## Given data
__________

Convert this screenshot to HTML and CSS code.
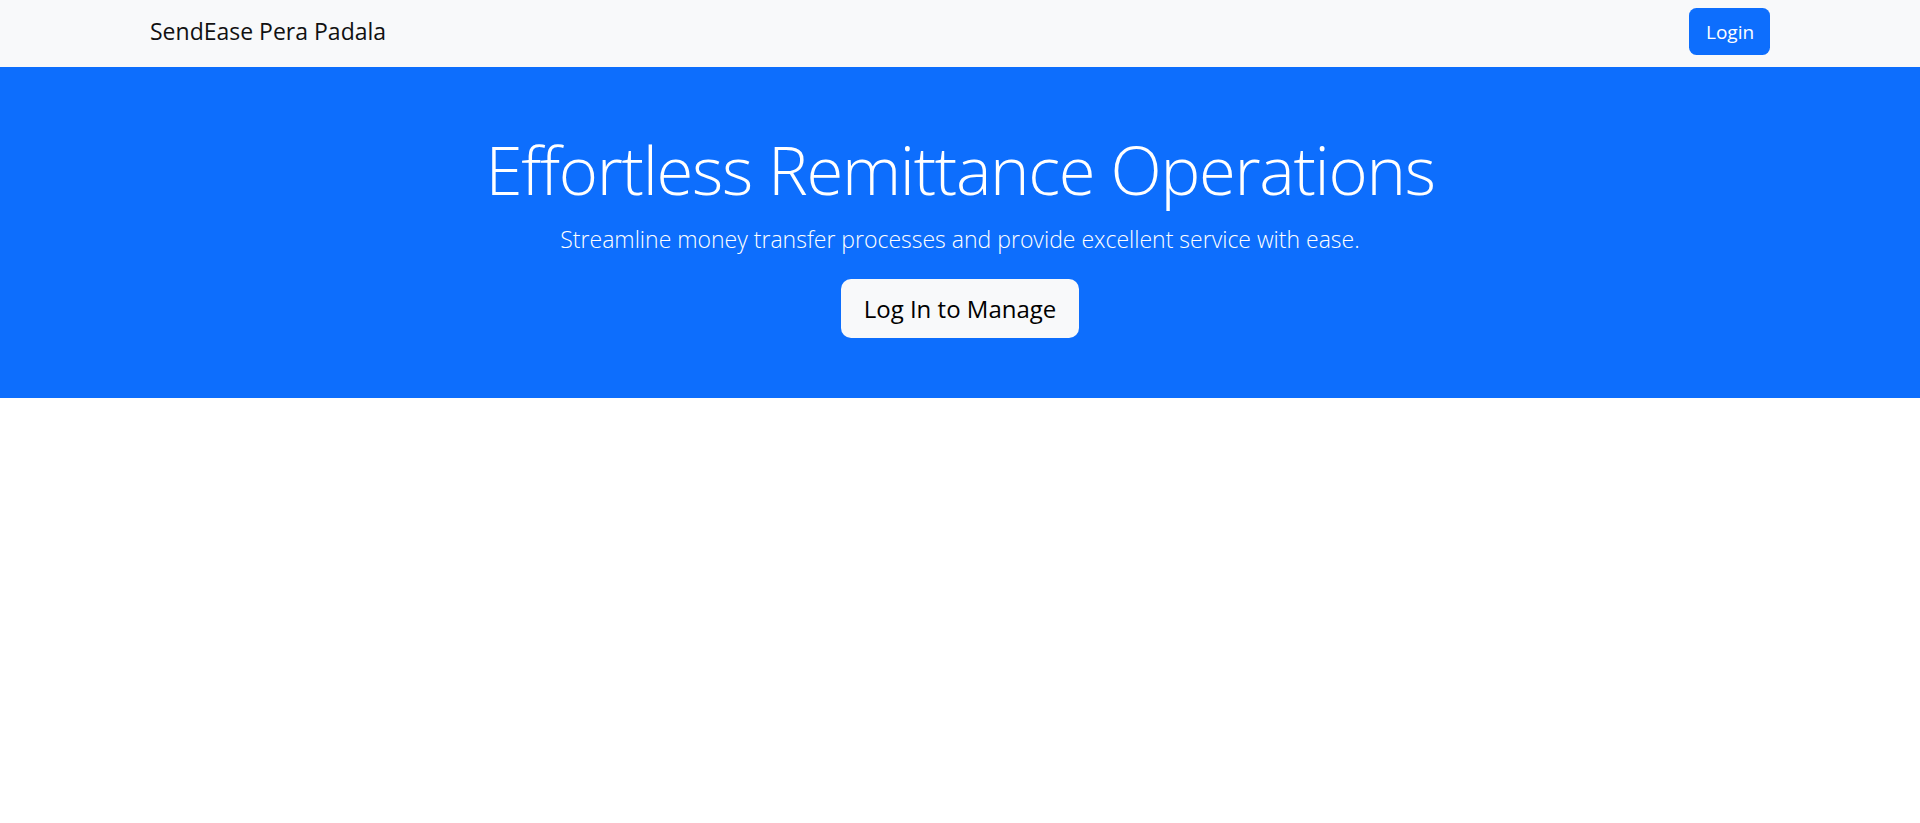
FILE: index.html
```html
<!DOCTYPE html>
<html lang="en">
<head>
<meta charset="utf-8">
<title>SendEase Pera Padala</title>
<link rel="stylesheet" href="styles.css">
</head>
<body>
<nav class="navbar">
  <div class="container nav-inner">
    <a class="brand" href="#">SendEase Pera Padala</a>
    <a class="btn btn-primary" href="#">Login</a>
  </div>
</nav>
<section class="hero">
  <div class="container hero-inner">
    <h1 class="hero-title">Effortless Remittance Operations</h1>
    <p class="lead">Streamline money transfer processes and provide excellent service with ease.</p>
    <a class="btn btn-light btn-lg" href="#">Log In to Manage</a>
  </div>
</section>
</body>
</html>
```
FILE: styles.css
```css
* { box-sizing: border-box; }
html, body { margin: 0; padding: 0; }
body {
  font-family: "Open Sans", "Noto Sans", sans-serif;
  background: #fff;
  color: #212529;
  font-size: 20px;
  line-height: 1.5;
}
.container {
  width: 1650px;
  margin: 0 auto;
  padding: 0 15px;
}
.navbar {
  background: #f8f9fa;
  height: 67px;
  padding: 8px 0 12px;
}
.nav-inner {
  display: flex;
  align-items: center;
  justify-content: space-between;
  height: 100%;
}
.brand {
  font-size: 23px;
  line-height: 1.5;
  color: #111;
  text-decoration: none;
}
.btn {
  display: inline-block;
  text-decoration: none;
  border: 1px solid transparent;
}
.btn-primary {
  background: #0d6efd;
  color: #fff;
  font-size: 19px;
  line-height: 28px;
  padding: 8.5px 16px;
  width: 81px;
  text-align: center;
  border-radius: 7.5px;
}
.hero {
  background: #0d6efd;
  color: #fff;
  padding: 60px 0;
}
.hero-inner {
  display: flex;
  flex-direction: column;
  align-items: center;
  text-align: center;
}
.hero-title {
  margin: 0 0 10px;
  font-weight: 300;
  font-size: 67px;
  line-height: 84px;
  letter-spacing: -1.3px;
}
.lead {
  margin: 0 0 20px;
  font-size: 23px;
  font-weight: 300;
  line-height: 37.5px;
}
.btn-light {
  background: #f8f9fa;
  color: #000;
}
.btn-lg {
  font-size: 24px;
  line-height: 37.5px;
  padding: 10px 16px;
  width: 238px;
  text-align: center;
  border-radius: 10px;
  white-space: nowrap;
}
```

__________

Reproduce every line exactly and omit all pictures.

## Exercise solution
Convert this screenshot to HTML and CSS code.
FILE: index.html
```html
<!DOCTYPE html>
<html lang="en">
<head>
<meta charset="utf-8">
<title>SendEase Pera Padala</title>
<link rel="stylesheet" href="styles.css">
</head>
<body>
<nav class="navbar">
  <div class="container nav-inner">
    <a class="brand" href="#">SendEase Pera Padala</a>
    <a class="btn btn-primary" href="#">Login</a>
  </div>
</nav>
<section class="hero">
  <div class="container hero-inner">
    <h1 class="hero-title">Effortless Remittance Operations</h1>
    <p class="lead">Streamline money transfer processes and provide excellent service with ease.</p>
    <a class="btn btn-light btn-lg" href="#">Log In to Manage</a>
  </div>
</section>
</body>
</html>
```
FILE: styles.css
```css
* { box-sizing: border-box; }
html, body { margin: 0; padding: 0; }
body {
  font-family: "Open Sans", "Noto Sans", sans-serif;
  background: #fff;
  color: #212529;
  font-size: 20px;
  line-height: 1.5;
}
.container {
  width: 1650px;
  margin: 0 auto;
  padding: 0 15px;
}
.navbar {
  background: #f8f9fa;
  height: 67px;
  padding: 8px 0 12px;
}
.nav-inner {
  display: flex;
  align-items: center;
  justify-content: space-between;
  height: 100%;
}
.brand {
  font-size: 23px;
  line-height: 1.5;
  color: #111;
  text-decoration: none;
}
.btn {
  display: inline-block;
  text-decoration: none;
  border: 1px solid transparent;
}
.btn-primary {
  background: #0d6efd;
  color: #fff;
  font-size: 19px;
  line-height: 28px;
  padding: 8.5px 16px;
  width: 81px;
  text-align: center;
  border-radius: 7.5px;
}
.hero {
  background: #0d6efd;
  color: #fff;
  padding: 60px 0;
}
.hero-inner {
  display: flex;
  flex-direction: column;
  align-items: center;
  text-align: center;
}
.hero-title {
  margin: 0 0 10px;
  font-weight: 300;
  font-size: 67px;
  line-height: 84px;
  letter-spacing: -1.3px;
}
.lead {
  margin: 0 0 20px;
  font-size: 23px;
  font-weight: 300;
  line-height: 37.5px;
}
.btn-light {
  background: #f8f9fa;
  color: #000;
}
.btn-lg {
  font-size: 24px;
  line-height: 37.5px;
  padding: 10px 16px;
  width: 238px;
  text-align: center;
  border-radius: 10px;
  white-space: nowrap;
}
```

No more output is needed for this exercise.